## Start LISTED RECORDS

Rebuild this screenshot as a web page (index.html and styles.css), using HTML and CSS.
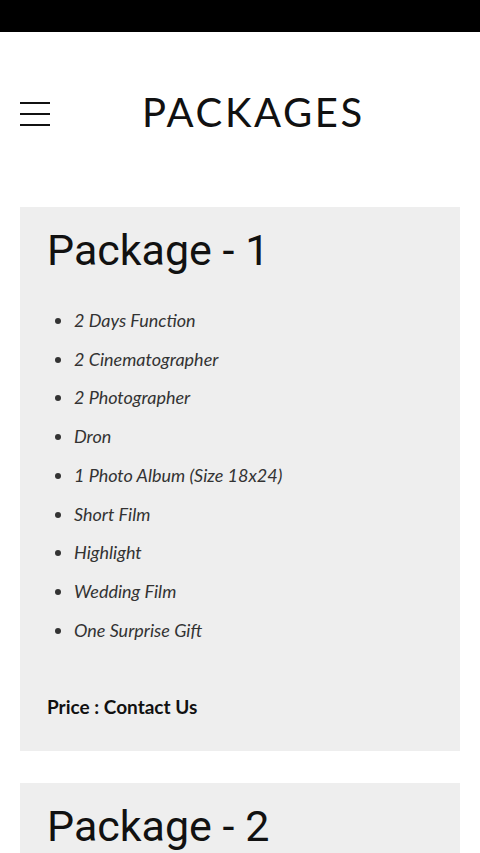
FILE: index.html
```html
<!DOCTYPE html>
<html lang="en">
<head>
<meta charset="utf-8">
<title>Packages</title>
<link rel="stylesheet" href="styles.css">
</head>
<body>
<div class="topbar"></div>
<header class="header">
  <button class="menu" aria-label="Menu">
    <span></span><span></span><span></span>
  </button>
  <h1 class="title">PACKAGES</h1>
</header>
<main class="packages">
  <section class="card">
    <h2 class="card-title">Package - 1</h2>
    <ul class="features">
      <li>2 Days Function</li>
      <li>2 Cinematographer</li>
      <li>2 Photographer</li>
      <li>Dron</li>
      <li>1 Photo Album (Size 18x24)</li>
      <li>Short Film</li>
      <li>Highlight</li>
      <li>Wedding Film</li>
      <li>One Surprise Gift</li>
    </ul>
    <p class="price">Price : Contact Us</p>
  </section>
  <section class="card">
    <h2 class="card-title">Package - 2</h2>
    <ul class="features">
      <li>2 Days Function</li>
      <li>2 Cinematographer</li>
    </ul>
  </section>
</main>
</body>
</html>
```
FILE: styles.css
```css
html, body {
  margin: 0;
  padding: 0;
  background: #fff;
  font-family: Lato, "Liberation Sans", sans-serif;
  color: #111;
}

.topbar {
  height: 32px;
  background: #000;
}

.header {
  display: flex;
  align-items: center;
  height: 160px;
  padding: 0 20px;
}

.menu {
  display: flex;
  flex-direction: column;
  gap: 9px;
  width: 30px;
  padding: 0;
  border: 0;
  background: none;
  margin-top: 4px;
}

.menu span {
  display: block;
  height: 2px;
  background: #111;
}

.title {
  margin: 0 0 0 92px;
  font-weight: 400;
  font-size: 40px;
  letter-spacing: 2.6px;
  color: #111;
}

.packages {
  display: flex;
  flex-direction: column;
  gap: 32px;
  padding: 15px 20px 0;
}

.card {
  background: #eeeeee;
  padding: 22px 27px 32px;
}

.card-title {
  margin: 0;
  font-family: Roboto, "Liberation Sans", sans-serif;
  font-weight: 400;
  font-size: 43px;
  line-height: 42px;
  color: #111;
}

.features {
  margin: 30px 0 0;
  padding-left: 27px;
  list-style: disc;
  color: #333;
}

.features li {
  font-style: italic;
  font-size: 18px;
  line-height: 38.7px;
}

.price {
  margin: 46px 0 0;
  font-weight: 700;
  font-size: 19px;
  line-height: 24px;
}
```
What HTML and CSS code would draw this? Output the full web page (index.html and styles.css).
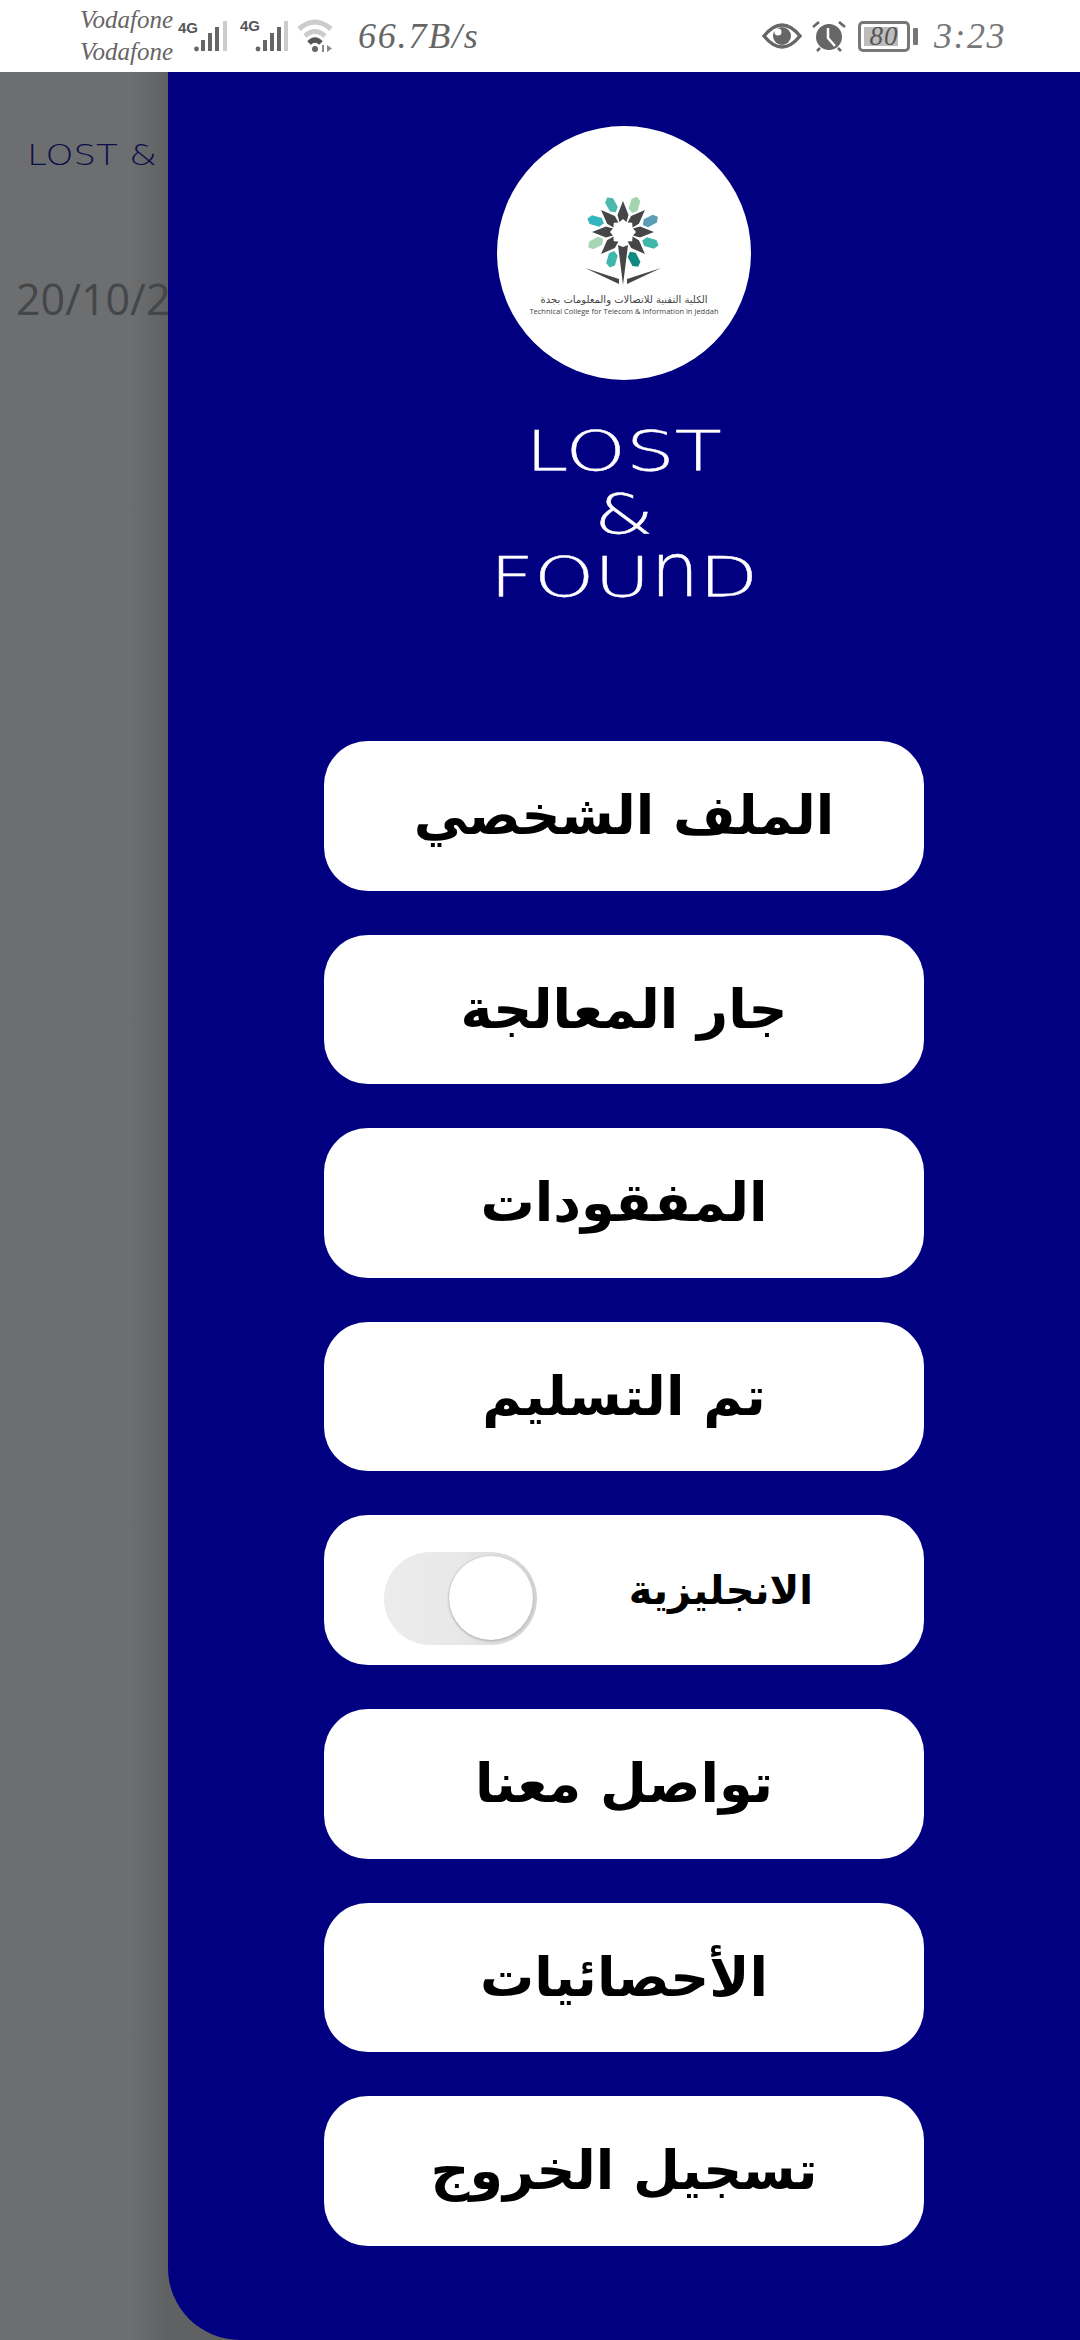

## End LISTED RECORDS

Show every line in the records above that contains the word "this".

Rebuild this screenshot as a web page (index.html and styles.css), using HTML and CSS.
What HTML and CSS code would draw this? Output the full web page (index.html and styles.css).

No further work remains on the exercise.